The AIFMD will affect any alternative asset manager, regardless of domicile, seeking to raise institutional capital in Europe. Jersey’s ability to compete in Alternative Investment market hinged on the non-EU or “third country debate” which was the battle ground for the fiercest arguments. The final compromise is not as bad as was initially anticipated and is a substantially better result for the industry than some of the earlier drafts.

So what is the future looking like for our industry? From 2013 until 2018 existing country by country private placement rules governing distribution of non-EU funds throughout the EU will remain in place subject to certain requirements. 

We will see further regulation from 2015 when a parallel passport regime is introduced which will permit non-EU funds to be distributed on a pan-EU basis, provided certain criteria are met.

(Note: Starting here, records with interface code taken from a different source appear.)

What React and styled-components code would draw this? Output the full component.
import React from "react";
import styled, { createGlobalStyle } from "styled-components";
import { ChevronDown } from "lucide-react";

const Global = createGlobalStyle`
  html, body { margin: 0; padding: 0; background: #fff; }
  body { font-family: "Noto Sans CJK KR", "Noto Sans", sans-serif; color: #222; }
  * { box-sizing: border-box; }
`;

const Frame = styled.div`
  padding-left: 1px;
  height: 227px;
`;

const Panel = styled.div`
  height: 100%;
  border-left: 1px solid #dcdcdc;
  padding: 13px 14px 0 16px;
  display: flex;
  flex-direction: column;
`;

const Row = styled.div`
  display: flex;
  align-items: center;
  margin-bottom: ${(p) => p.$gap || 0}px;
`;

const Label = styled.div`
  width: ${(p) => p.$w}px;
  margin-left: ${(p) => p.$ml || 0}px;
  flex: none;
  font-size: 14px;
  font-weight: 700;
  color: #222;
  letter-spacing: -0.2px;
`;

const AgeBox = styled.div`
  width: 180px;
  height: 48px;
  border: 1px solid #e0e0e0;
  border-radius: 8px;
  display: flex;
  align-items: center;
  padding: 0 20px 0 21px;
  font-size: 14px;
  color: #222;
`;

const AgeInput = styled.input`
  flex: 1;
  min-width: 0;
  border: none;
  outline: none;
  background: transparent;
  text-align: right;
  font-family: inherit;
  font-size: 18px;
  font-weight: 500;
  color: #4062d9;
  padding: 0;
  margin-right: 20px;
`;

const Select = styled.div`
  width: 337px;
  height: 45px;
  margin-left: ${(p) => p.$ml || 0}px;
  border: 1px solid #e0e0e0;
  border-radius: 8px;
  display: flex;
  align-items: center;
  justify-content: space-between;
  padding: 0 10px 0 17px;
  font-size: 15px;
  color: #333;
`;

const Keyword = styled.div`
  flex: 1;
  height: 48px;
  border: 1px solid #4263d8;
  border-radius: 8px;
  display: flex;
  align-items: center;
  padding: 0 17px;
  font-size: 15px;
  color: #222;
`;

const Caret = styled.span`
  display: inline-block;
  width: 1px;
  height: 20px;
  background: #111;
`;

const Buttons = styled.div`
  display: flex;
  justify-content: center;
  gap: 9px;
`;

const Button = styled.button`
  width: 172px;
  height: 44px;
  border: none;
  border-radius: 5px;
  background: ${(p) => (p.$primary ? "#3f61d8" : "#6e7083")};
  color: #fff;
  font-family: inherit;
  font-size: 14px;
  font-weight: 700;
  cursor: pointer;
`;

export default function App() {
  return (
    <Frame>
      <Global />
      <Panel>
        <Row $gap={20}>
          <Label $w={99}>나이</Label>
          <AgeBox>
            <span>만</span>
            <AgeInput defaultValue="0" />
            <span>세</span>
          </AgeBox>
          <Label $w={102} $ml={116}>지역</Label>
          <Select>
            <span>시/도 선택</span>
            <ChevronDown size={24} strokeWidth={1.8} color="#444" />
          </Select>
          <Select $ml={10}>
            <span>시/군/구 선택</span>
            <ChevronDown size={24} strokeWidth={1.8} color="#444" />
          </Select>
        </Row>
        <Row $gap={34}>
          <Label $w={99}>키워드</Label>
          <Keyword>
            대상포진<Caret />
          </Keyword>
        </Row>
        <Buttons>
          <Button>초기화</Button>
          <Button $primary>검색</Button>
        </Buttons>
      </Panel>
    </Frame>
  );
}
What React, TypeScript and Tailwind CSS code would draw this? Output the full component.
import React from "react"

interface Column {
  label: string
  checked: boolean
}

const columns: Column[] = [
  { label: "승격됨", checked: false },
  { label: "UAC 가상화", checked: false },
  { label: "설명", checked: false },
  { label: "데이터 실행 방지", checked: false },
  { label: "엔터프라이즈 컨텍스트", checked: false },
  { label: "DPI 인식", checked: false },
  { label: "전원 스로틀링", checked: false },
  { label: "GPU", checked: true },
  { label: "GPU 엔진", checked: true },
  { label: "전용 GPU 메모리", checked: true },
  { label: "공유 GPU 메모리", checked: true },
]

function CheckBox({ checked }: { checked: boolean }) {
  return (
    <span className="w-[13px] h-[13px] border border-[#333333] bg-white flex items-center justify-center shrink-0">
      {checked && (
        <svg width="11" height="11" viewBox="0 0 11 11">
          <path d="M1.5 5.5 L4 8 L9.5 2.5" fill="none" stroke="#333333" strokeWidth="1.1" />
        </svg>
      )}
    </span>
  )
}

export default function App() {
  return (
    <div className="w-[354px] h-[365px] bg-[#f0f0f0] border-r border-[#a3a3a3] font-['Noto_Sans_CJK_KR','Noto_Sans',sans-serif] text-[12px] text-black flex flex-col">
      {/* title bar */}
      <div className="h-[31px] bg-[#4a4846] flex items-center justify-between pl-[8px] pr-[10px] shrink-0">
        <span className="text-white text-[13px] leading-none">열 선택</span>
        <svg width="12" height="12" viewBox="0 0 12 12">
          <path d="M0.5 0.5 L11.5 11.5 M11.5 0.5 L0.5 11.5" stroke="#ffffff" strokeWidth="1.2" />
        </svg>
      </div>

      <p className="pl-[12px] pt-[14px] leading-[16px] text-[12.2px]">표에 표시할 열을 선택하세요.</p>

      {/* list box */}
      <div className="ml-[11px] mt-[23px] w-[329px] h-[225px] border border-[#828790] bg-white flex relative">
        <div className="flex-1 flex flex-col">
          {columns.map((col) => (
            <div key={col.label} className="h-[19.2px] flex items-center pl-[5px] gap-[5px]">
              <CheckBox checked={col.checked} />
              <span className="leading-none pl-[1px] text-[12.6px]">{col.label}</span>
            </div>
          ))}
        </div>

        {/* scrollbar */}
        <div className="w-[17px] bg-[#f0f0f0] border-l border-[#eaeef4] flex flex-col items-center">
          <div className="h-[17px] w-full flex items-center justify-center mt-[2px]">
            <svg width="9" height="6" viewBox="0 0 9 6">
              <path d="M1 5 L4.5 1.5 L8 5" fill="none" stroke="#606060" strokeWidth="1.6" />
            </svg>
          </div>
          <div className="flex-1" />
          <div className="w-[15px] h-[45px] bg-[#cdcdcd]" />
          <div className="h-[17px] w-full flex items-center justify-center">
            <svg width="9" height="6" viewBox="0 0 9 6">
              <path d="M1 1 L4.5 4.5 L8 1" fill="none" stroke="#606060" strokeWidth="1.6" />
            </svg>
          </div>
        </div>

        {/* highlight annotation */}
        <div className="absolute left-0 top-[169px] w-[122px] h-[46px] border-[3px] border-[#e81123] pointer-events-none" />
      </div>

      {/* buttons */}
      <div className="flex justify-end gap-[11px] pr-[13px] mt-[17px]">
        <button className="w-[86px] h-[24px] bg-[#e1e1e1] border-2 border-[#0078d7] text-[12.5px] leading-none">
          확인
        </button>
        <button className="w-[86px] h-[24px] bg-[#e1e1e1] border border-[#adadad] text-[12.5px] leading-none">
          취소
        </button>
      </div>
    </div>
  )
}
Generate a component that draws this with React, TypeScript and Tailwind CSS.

The exact criteria that third countries, and managers located there, will have to meet under a passport regime are yet to be finally established. However, they’re likely to include the existence of appropriate regulator cooperation agreements, appropriate anti-money laundering and anti-terrorist financing laws and regulations, and a network of OECD model tax information exchange agreements (TIEA) with EU member countries. 

There will also be a requirement for the local manager to fully comply with the AIFMD regime and have authorisation from a member state of reference for the purposes of supervision of EU focused activities.

Within the EU, regulators have publically recognised that getting ready for the AIFMD is a major task. The financial services regulators of France, Germany, Ireland and the UK chair four working groups assisting ESMA, the new European Securities Markets Authority, in defining its recommendations to the European Commission, which will shape Level 2 legislation. It is important to note that there is currently no working group responsible for third country issues.

Our island’s strategy focuses on ensuring that Jersey has a legal, tax and regulatory framework that ensures it can be ‘business as usual’ under AIFMD for the Jersey fund management and services industry and also looks at exploiting any opportunities to improve market access .

There are several aspects to achieving this, falling into two strands. Firstly, a focus on the private placement regime where we’ll engage with ESMA on Level 2 third country provisions and coordinate efforts with other significant 3rd countries – Switzerland, Singapore, Hong Kong, Guernsey, etc. Secondly ensuring we provide a full AIFMD compliant regime by having operational rules and legislation in place by 2013, and make this available as an ‘opt-in’ regime in advance of the 2015 passport.

Jersey received input from relevant stakeholders to formulate its action plan. An AIFMD Working Group has been formed involving Government, The Jersey Financial Services Commission, Jersey Finance, professional advisers, service providers and asset managers based in Jersey. The AIFMD Working Group is looking at different alternative asset models and structures and will put forward recommendations to tackle challenges and explore opportunities that arise from the AIFMD for Jersey’s fund models. The island’s AIFMD Working Group is exploring with the regulator the likely shape of an opt-in AIFMD regime, prioritising the bilateral regulatory co-operation and TIEA agreements.

The AIFMD Working Group also receives input from alternative asset advisors on what they expect from Jersey in relation to AIFMD. The key message was that they’re not looking to replace non-EU AIFM and non-EU AIF with onshore solutions and were confident Jersey will meet the criteria for on-going access to EU institutional investors – more so than other jurisdictions.

They also agreed Jersey should not introduce a mandatory AIFMD complaint regime, but remain flexible and prioritise ensuring ongoing investor access through the private placement regime. 

This is because a majority of alternative asset managers do not rely heavily on EU institutional investors.

The implementation plan is focussed and coordinated to ensure strategic advantages are retained.

The AIFMD Working Group will ensure through early engagement that Jersey will continue to differentiate itself. The strategy is now agreed, implementation of required actions commenced and industry, asset managers, government and the regulator are strategically aligned.

Alternative asset managers are confident that Jersey will ensure ongoing access to EU institutional investors and retain flexibility of fund product options.  The AIFMD Working Group is confident that the island will satisfy the access conditions required under the private placement regime, and will explore an  opt in AIFMD compliant regime in advance of 2013.  

With this and our location, close to Europe, Jersey may provide a better option than many other jurisdictions for promoters looking to access EU institutional capital either on a passive (where investors approach the asset manager directly – not subject to regulation by the AIFMD) or direct marketing basis.